Table 3 depicts the levels of TC, TG, HDL, LDL and CRF in the serum of control and experimental groups of rats. The levels of TC, TG, LDL and CRF in diabetic group were significantly increased compared to normal group. However, HDL was significantly decreased in diabetic control rats compared to normal group. Oral administration of extract significantly reversed all these changes. Thus, the normalization of lipids in diabetic rats treated with extract may be due to its stimulatory effect on insulin secretion from pancreatic â cells (23).

Table 3.

Effect of fermented Rhynchosia nulubilis on lipid profile in alloxan-induced diabetic rats

Experimental groups	Total cholesterol (TC) mg/dl	Triglyceride (TG) mg/dl	High density lipoprotein (HDL) mg/dl	Low density lipoprotein (LDL) mg/dl	Coronary risk factors (CRF)
Normal	71.73 ± 5.53	56.13 ± 6.84**	56.80 ± 2.68**	29.4 ± 3.97**	1.27 ± 0.13**
Diabetic	79.58 ± 3.67	96.67 ± 5.71	44.17 ± 5.45	69.90 ± 3.59	2.02 ± 0.33
Diabetic + FRN	71.20 ± 4.42	68.80 ± 2.53**	51.53 ± 5.21*	33.43 ± 5.22**	1.39 ± 0.11**

Values are presented as the means ± S.D (n = 7). **p<0.001 and *p < 0.01 significantly different from the value of Diabetic in Student’s t-test.

MDA is one of several low-molecular-weight end products formed via the decomposition of certain primary and secondary lipid peroxidation products in oxidative stress (24).

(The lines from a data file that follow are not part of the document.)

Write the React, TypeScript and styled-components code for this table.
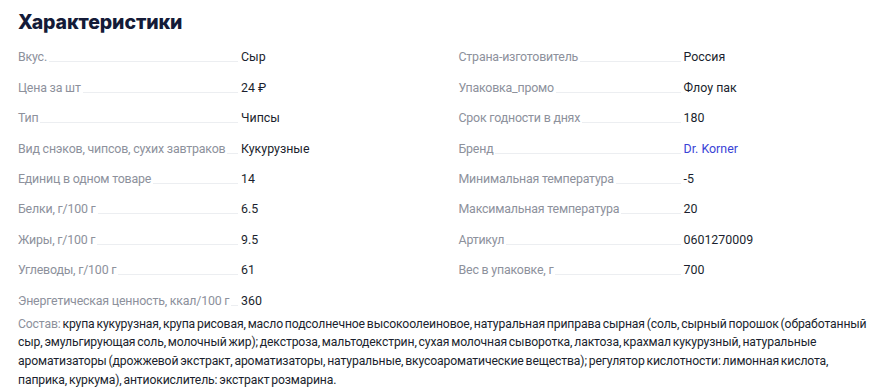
import React from "react";
import styled, { createGlobalStyle } from "styled-components";

const Global = createGlobalStyle`
  html, body { margin: 0; padding: 0; background: #fff; }
  body { font-family: "Roboto", "Noto Sans", sans-serif; -webkit-font-smoothing: antialiased; }
`;

const Page = styled.div`
  width: 895px;
  box-sizing: border-box;
  padding: 8px 18px 0 18px;
`;

const Title = styled.h2`
  margin: 0;
  font-family: "Inter", "Noto Sans", sans-serif;
  font-weight: 800;
  font-size: 19.5px;
  line-height: 28px;
  color: #141b38;
  letter-spacing: -0.1px;
`;

const Columns = styled.div`
  display: grid;
  grid-template-columns: 1fr 1fr;
  column-gap: 22px;
`;

const Column = styled.div`
  display: flex;
  flex-direction: column;
`;

const Row = styled.div<{ $labelWidth: number }>`
  display: grid;
  grid-template-columns: ${(p) => p.$labelWidth}px 1fr;
  align-items: end;
  height: 30.4px;
  font-size: 12.4px;
  line-height: 18px;
`;

const LabelCell = styled.div`
  display: flex;
  align-items: flex-end;
  padding-right: 3px;
  min-width: 0;
`;

const Label = styled.span`
  color: #8d919c;
  white-space: nowrap;
  letter-spacing: -0.2px;
`;

const Leader = styled.span`
  flex: 1;
  min-width: 6px;
  margin-left: 2px;
  margin-bottom: 4px;
  border-bottom: 1px solid #eceef1;
`;

const Value = styled.span<{ $link?: boolean }>`
  color: ${(p) => (p.$link ? "#3a43d6" : "#1b1f2e")};
  white-space: nowrap;
`;

const Composition = styled.p`
  margin: 5px 0 0 0;
  font-size: 12.2px;
  letter-spacing: -0.14px;
  word-spacing: -1px;
  line-height: 18.7px;
  color: #1b1f2e;
`;

const CompLabel = styled.span`
  color: #8d919c;
`;

type Item = { label: string; value: string; link?: boolean };

const left: Item[] = [
  { label: "Вкус.", value: "Сыр" },
  { label: "Цена за шт", value: "24 ₽" },
  { label: "Тип", value: "Чипсы" },
  { label: "Вид снэков, чипсов, сухих завтраков", value: "Кукурузные" },
  { label: "Единиц в одном товаре", value: "14" },
  { label: "Белки, г/100 г", value: "6.5" },
  { label: "Жиры, г/100 г", value: "9.5" },
  { label: "Углеводы, г/100 г", value: "61" },
  { label: "Энергетическая ценность, ккал/100 г", value: "360" },
];

const right: Item[] = [
  { label: "Страна-изготовитель", value: "Россия" },
  { label: "Упаковка_промо", value: "Флоу пак" },
  { label: "Срок годности в днях", value: "180" },
  { label: "Бренд", value: "Dr. Korner", link: true },
  { label: "Минимальная температура", value: "-5" },
  { label: "Максимальная температура", value: "20" },
  { label: "Артикул", value: "0601270009" },
  { label: "Вес в упаковке, г", value: "700" },
];

const Specs = ({ items, labelWidth }: { items: Item[]; labelWidth: number }) => (
  <Column>
    {items.map((it) => (
      <Row key={it.label} $labelWidth={labelWidth}>
        <LabelCell>
          <Label>{it.label}</Label>
          <Leader />
        </LabelCell>
        <Value $link={it.link}>{it.value}</Value>
      </Row>
    ))}
  </Column>
);

export default function App() {
  return (
    <Page>
      <Global />
      <Title>Характеристики</Title>
      <Columns>
        <Specs items={left} labelWidth={223} />
        <Specs items={right} labelWidth={225} />
      </Columns>
      <Composition>
        <CompLabel>Состав: </CompLabel>
        крупа кукурузная, крупа рисовая, масло подсолнечное высокоолеиновое, натуральная приправа сырная (соль, сырный порошок (обработанный сыр, эмульгирующая соль, молочный жир); декстроза, мальтодекстрин, сухая молочная сыворотка, лактоза, крахмал кукурузный, натуральные ароматизаторы (дрожжевой экстракт, ароматизаторы, натуральные, вкусоароматические вещества); регулятор кислотности: лимонная кислота, паприка, куркума), антиокислитель: экстракт розмарина.
      </Composition>
    </Page>
  );
}
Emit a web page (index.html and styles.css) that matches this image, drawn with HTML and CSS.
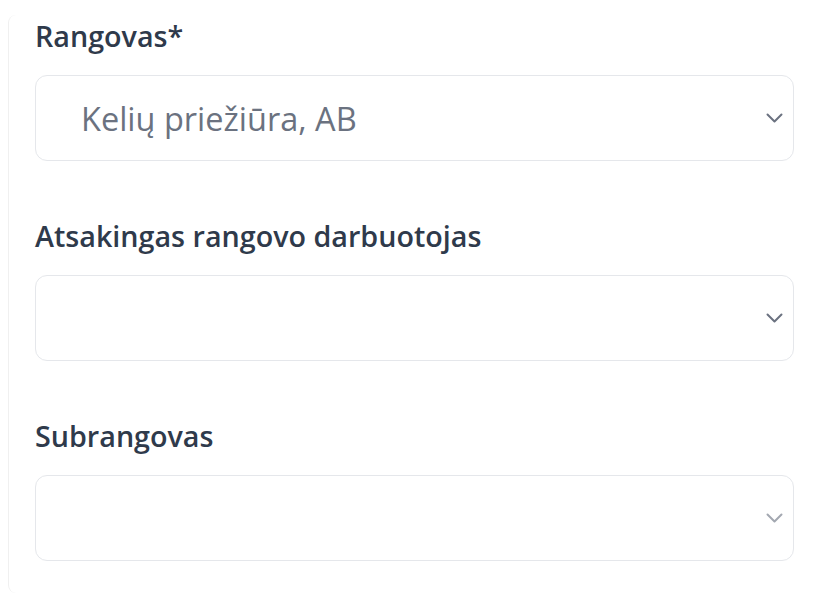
FILE: index.html
```html
<!DOCTYPE html>
<html lang="lt">
<head>
  <meta charset="UTF-8" />
  <meta name="viewport" content="width=device-width, initial-scale=1.0"/>
  <title>Rangovas</title>
  <link rel="stylesheet" href="styles.css">
</head>
<body>
  <div class="card">
    <div class="field">
      <label for="rangovas">Rangovas*</label>
      <div class="select-wrap">
        <select id="rangovas">
          <option>Kelių priežiūra, AB</option>
        </select>
        <svg class="chevron" viewBox="0 0 17 10" width="17" height="10">
          <path d="M1.5 1.5l7 7 7-7" fill="none" stroke="currentColor" stroke-width="2" stroke-linecap="round" stroke-linejoin="round"/>
        </svg>
      </div>
    </div>

    <div class="field">
      <label for="darbuotojas">Atsakingas rangovo darbuotojas</label>
      <div class="select-wrap">
        <select id="darbuotojas">
          <option></option>
        </select>
        <svg class="chevron" viewBox="0 0 17 10" width="17" height="10">
          <path d="M1.5 1.5l7 7 7-7" fill="none" stroke="currentColor" stroke-width="2" stroke-linecap="round" stroke-linejoin="round"/>
        </svg>
      </div>
    </div>

    <div class="field">
      <label for="subrangovas">Subrangovas</label>
      <div class="select-wrap disabled">
        <select id="subrangovas" disabled>
          <option></option>
        </select>
        <svg class="chevron" viewBox="0 0 17 10" width="17" height="10">
          <path d="M1.5 1.5l7 7 7-7" fill="none" stroke="currentColor" stroke-width="2" stroke-linecap="round" stroke-linejoin="round"/>
        </svg>
      </div>
    </div>
  </div>
</body>
</html>
```

FILE: styles.css
```css
body {
  margin: 0;
  font-family: "Open Sans", "Noto Sans", sans-serif;
  background-color: #ffffff;
  color: #374151;
}

.card {
  margin: 15px 0 0 8px;
  padding: 2px 30px 32px 26px;
  border-left: 1px solid #f0f0f0;
  border-radius: 8px 0 0 8px;
}

.field {
  margin-bottom: 56px;
}

.field:last-child {
  margin-bottom: 0;
}

label {
  display: block;
  font-size: 28.7px;
  line-height: 38px;
  font-weight: 600;
  color: #2f3a4b;
  margin-bottom: 20px;
}

.select-wrap {
  position: relative;
}

select {
  appearance: none;
  -webkit-appearance: none;
  width: 100%;
  height: 86px;
  padding: 0 50px 0 45px;
  border: 1px solid #e5e7eb;
  border-radius: 12px;
  background-color: #fff;
  font-family: inherit;
  font-size: 32.5px;
  color: #6b7280;
  outline: none;
}

select:disabled {
  opacity: 1;
}

.chevron {
  position: absolute;
  right: 11px;
  top: 38px;
  color: #6b7280;
  pointer-events: none;
}

.disabled .chevron {
  color: #a3a8b1;
}
```
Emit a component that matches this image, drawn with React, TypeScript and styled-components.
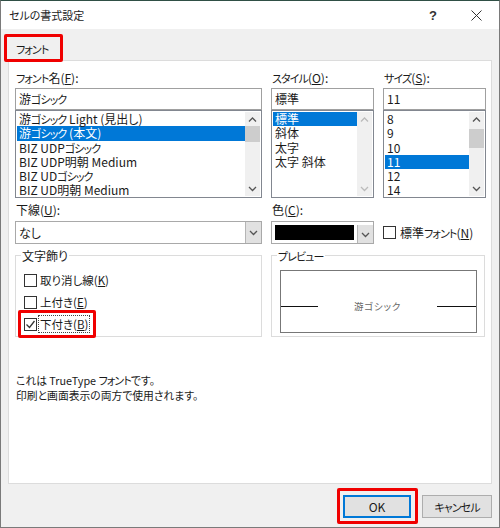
import React from 'react'
import styled, { createGlobalStyle } from 'styled-components'

const GlobalStyle = createGlobalStyle`
  html, body {
    margin: 0;
    padding: 0;
    background: #f0f0f0;
  }
  * {
    box-sizing: border-box;
  }
`
const Dialog = styled.div`
  position: relative;
  width: 500px;
  height: 528px;
  background: #f0f0f0;
  border-top: 1px solid #2f4f45;
  border-left: 1px solid #7a7a7a;
  border-right: 1px solid #7a7a7a;
  border-bottom: 1px solid #7a7a7a;
  font-family: "Noto Sans CJK JP", "Noto Sans", sans-serif;
  font-feature-settings: "palt";
  font-size: 12px;
  color: #1a1a1a;
  overflow: hidden;
  display: flex;
  flex-direction: column;
`
// the reference's katakana run much narrower than Noto's
const Kana = styled.span`
  font-size: 11px;
  letter-spacing: -0.9px;
`
const TitleBar = styled.div`
  height: 28px;
  background: #fff;
  display: flex;
  align-items: center;
  padding-left: 8px;
  font-size: 11px;
  color: #222;
`
const TitleText = styled.div`
  flex: 1;
`
const HelpIcon = styled.div`
  width: 40px;
  height: 28px;
  display: flex;
  align-items: center;
  justify-content: center;
  font-size: 13px;
  font-weight: 700;
  font-family: "Liberation Sans", sans-serif;
  color: #333;
`
const CloseIcon = styled.div`
  width: 46px;
  height: 28px;
  display: flex;
  align-items: center;
  justify-content: center;
`
const TabStrip = styled.div`
  height: 31px;
  padding: 8px 0 0 7px;
`
const Tab = styled.div`
  width: 52px;
  height: 23px;
  padding-left: 8px;
  line-height: 23px;
  white-space: nowrap;
`
const Panel = styled.div`
  width: 484px;
  height: 424px;
  margin-left: 7px;
  background: #fff;
  border: 1px solid #dcdcdc;
  padding: 10px 0 0 6px;
`
const Grid = styled.div`
  display: grid;
  grid-template-columns: 247px 103px 103px;
  column-gap: 9px;
`
const Column = styled.div`
  display: flex;
  flex-direction: column;
`
const Label = styled.div`
  height: 17px;
  line-height: 14px;
  padding-left: 1px;
  font-size: 12px;
  white-space: nowrap;
`
const LowerLabel = styled(Label)`
  height: 18px;
`
const Key = styled.span`
  text-decoration: underline;
`
const TextBox = styled.div`
  height: 22px;
  border: 1px solid #a0a0a0;
  background: #fff;
  padding-left: 3px;
  line-height: 20px;
  font-size: 12px;
`
const ListBox = styled.div`
  height: 88px;
  border: 1px solid #828790;
  background: #fff;
  padding: 1px;
  display: flex;
`
const ListItems = styled.div`
  flex: 1;
  min-width: 0;
`
const ListItem = styled.div<{ $selected?: boolean }>`
  height: 14.3px;
  line-height: 14.3px;
  padding-left: 2px;
  font-size: 12px;
  white-space: nowrap;
  background: ${p => (p.$selected ? '#0078d7' : 'transparent')};
  color: ${p => (p.$selected ? '#fff' : '#1a1a1a')};
`
const ScrollTrack = styled.div`
  width: 15px;
  flex: none;
  background: #f0f0f0;
  display: flex;
  flex-direction: column;
  align-items: center;
  justify-content: space-between;
  padding: 4px 0;
`
const Thumb = styled.div<{ $height: number; $gap: number }>`
  width: 100%;
  height: ${p => p.$height}px;
  margin-top: ${p => p.$gap}px;
  margin-bottom: auto;
  background: #cdcdcd;
`
const LowerGrid = styled(Grid)`
  margin-top: 5px;
`
const Combo = styled.div`
  height: 23px;
  border: 1px solid #a9a9a9;
  background: #fff;
  display: flex;
  line-height: 21px;
  padding-left: 3px;
`
const ComboValue = styled.div`
  flex: 1;
`
const ComboButton = styled.div`
  width: 16px;
  background: #e1e1e1;
  border-left: 1px solid #b5b5b5;
  display: flex;
  align-items: center;
  justify-content: center;
`
const ColorCombo = styled(Combo)`
  padding: 3px 0 0 3px;
`
const Swatch = styled.div`
  width: 79px;
  height: 15px;
  background: #000;
  margin-right: 3px;
`
const StandardFont = styled.div`
  display: flex;
  align-items: center;
  height: 23px;
  margin-top: 18px;
  gap: 4px;
  white-space: nowrap;
  font-size: 12px;
`
const Box = styled.div`
  width: 13px;
  height: 13px;
  flex: none;
  border: 1px solid #333;
  background: #fff;
  display: flex;
  align-items: center;
  justify-content: center;
`
const GroupsGrid = styled.div`
  display: grid;
  grid-template-columns: 247px 214px;
  column-gap: 9px;
  margin-top: 11px;
`
const Group = styled.div`
  position: relative;
  height: 82px;
  border: 1px solid #dcdcdc;
`
const Legend = styled.div`
  position: absolute;
  top: -8px;
  left: 5px;
  padding: 0 1px;
  background: #fff;
  line-height: 15px;
  font-size: 12px;
`
const CheckList = styled.div`
  display: flex;
  flex-direction: column;
  gap: 6px;
  padding: 16px 0 0 8px;
`
const CheckRow = styled.div`
  display: flex;
  align-items: center;
  height: 16px;
  gap: 2px;
`
const CheckText = styled.span<{ $focus?: boolean }>`
  padding: 0 1px;
  line-height: 16px;
  font-size: 11.5px;
  white-space: nowrap;
  outline: ${p => (p.$focus ? '1px dotted #444' : 'none')};
`
const PreviewBox = styled.div`
  margin: 14px 7px 0 8px;
  height: 63px;
  border: 1px solid #777;
  display: flex;
  align-items: center;
  padding-top: 9px;
`
const PreviewLine = styled.div<{ $width: number }>`
  height: 1px;
  background: #111;
  width: ${p => p.$width}px;
`
const PreviewText = styled.div`
  flex: 1;
  text-align: center;
  font-size: 9.5px;
  letter-spacing: 0.8px;
  color: #666;
`
const Description = styled.div`
  margin-top: 36px;
  padding-left: 1px;
  font-size: 10.8px;
  line-height: 14.5px;
`
const Footer = styled.div`
  display: flex;
  justify-content: flex-end;
  gap: 11px;
  padding: 11px 7px 0 0;
`
const DialogButton = styled.div<{ $primary?: boolean }>`
  height: 23px;
  width: ${p => (p.$primary ? 68 : 70)}px;
  background: #e1e1e1;
  border: ${p => (p.$primary ? '2px solid #0078d7' : '1px solid #adadad')};
  display: flex;
  align-items: center;
  justify-content: center;
  font-size: 12px;
`
const Highlight = styled.div`
  position: absolute;
  border: 3px solid #f00000;
  border-radius: 2px;
  pointer-events: none;
`
const TabHighlight = styled(Highlight)`
  left: 3px;
  top: 33px;
  width: 59px;
  height: 28px;
`
const CheckHighlight = styled(Highlight)`
  left: 17px;
  top: 309px;
  width: 78px;
  height: 28px;
`
const OkHighlight = styled(Highlight)`
  left: 336px;
  top: 487px;
  width: 81px;
  height: 36px;
`

function Chevron ({ dir = 'down', color = '#555' }: { dir?: 'up' | 'down'; color?: string }): React.ReactElement {
  const d = dir === 'up' ? 'M1 5.5 L4.5 2 L8 5.5' : 'M1 2 L4.5 5.5 L8 2'
  return (
    <svg width="9" height="7" viewBox="0 0 9 7" fill="none">
      <path d={d} stroke={color} strokeWidth="1.3" />
    </svg>
  )
}

function Scroll ({ thumb, gap, color }: { thumb?: number; gap?: number; color?: string }): React.ReactElement {
  return (
    <ScrollTrack>
      <Chevron dir="up" color={color} />
      {thumb ? <Thumb $height={thumb} $gap={gap ?? 0} /> : null}
      <Chevron color={color} />
    </ScrollTrack>
  )
}

const fontNames = [
  <>游<Kana>ゴシック</Kana> Light (見出し)</>,
  <>游<Kana>ゴシック</Kana> (本文)</>,
  <>BIZ UDP<Kana>ゴシック</Kana></>,
  <>BIZ UDP明朝 Medium</>,
  <>BIZ UD<Kana>ゴシック</Kana></>,
  <>BIZ UD明朝 Medium</>,
]
const styleNames = ['標準', '斜体', '太字', '太字 斜体']
const sizes = ['8', '9', '10', '11', '12', '14']

export default function App (): React.ReactElement {
  return (
    <Dialog>
      <GlobalStyle />
      <TitleBar>
        <TitleText>セルの書式設定</TitleText>
        <HelpIcon>?</HelpIcon>
        <CloseIcon>
          <svg width="11" height="11" viewBox="0 0 11 11" fill="none">
            <path d="M0.5 0.5 L10.5 10.5 M10.5 0.5 L0.5 10.5" stroke="#333" strokeWidth="1" />
          </svg>
        </CloseIcon>
      </TitleBar>
      <TabStrip>
        <Tab><Kana>フォント</Kana></Tab>
      </TabStrip>
      <Panel>
        <Grid>
          <Column>
            <Label><Kana>フォント</Kana>名(<Key>F</Key>):</Label>
            <TextBox>游<Kana>ゴシック</Kana></TextBox>
            <ListBox>
              <ListItems>
                {fontNames.map((n, i) => (
                  <ListItem key={i} $selected={i === 1}>{n}</ListItem>
                ))}
              </ListItems>
              <Scroll thumb={16} gap={3} />
            </ListBox>
          </Column>
          <Column>
            <Label><Kana>スタイル</Kana>(<Key>O</Key>):</Label>
            <TextBox>標準</TextBox>
            <ListBox>
              <ListItems>
                {styleNames.map((n, i) => (
                  <ListItem key={n} $selected={i === 0}>{n}</ListItem>
                ))}
              </ListItems>
              <Scroll color="#bbb" />
            </ListBox>
          </Column>
          <Column>
            <Label><Kana>サイズ</Kana>(<Key>S</Key>):</Label>
            <TextBox>11</TextBox>
            <ListBox>
              <ListItems>
                {sizes.map((n, i) => (
                  <ListItem key={n} $selected={i === 3}>{n}</ListItem>
                ))}
              </ListItems>
              <Scroll thumb={19} gap={6} />
            </ListBox>
          </Column>
        </Grid>
        <LowerGrid>
          <Column>
            <LowerLabel>下線(<Key>U</Key>):</LowerLabel>
            <Combo>
              <ComboValue>なし</ComboValue>
              <ComboButton><Chevron /></ComboButton>
            </Combo>
          </Column>
          <Column>
            <LowerLabel>色(<Key>C</Key>):</LowerLabel>
            <ColorCombo>
              <Swatch />
              <ComboButton><Chevron /></ComboButton>
            </ColorCombo>
          </Column>
          <StandardFont>
            <Box />
            <span>標準<Kana>フォント</Kana>(<Key>N</Key>)</span>
          </StandardFont>
        </LowerGrid>
        <GroupsGrid>
          <Group>
            <Legend>文字飾り</Legend>
            <CheckList>
              <CheckRow>
                <Box />
                <CheckText>取り消し線(<Key>K</Key>)</CheckText>
              </CheckRow>
              <CheckRow>
                <Box />
                <CheckText>上付き(<Key>E</Key>)</CheckText>
              </CheckRow>
              <CheckRow>
                <Box>
                  <svg width="11" height="11" viewBox="0 0 11 11" fill="none">
                    <path d="M1.5 5.5 L4.5 8.5 L9.5 2" stroke="#333" strokeWidth="1.3" />
                  </svg>
                </Box>
                <CheckText $focus>下付き(<Key>B</Key>)</CheckText>
              </CheckRow>
            </CheckList>
          </Group>
          <Group>
            <Legend><Kana>プレビュー</Kana></Legend>
            <PreviewBox>
              <PreviewLine $width={37} />
              <PreviewText>游ゴシック</PreviewText>
              <PreviewLine $width={39} />
            </PreviewBox>
          </Group>
        </GroupsGrid>
        <Description>
          これは TrueType <Kana>フォント</Kana>です。<br />
          印刷と画面表示の両方で使用されます。
        </Description>
      </Panel>
      <Footer>
        <DialogButton $primary>OK</DialogButton>
        <DialogButton><Kana>キャンセル</Kana></DialogButton>
      </Footer>
      <TabHighlight />
      <CheckHighlight />
      <OkHighlight />
    </Dialog>
  )
}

The levels of MDA in total liver homogenate were presented in Fig. 3. MDA levels in total liver homogenate were higher in the diabetic group than in the normal group. It was found to be associated with hyperglycemia. After 28 days of treatment with fermented R. nulubilis extract, MDA level in liver of diabetic+FRN group was significantly different when compared to diabetic groups. It was reported that black soybean seed coat extract significantly could inhibit LDL oxidation by reduced formation of MDA (25).

Fig. 3.

Effect of fermented Rhynchosia nulubilis on lipid peroxidation in liver homogenates. Each bars are presented as the means ± S.D (n=7). **p< 0.001 significantly different from the value of Diabetic in Student’s t-test.

In conclusion, fermented R. nulubilis extract possesses potent antihyperglycemic and antihyperlipidemic activities in alloxan induced diabetic rats and further study is needed to identify the compounds responsible for its promising in vivo antidiabetic activity.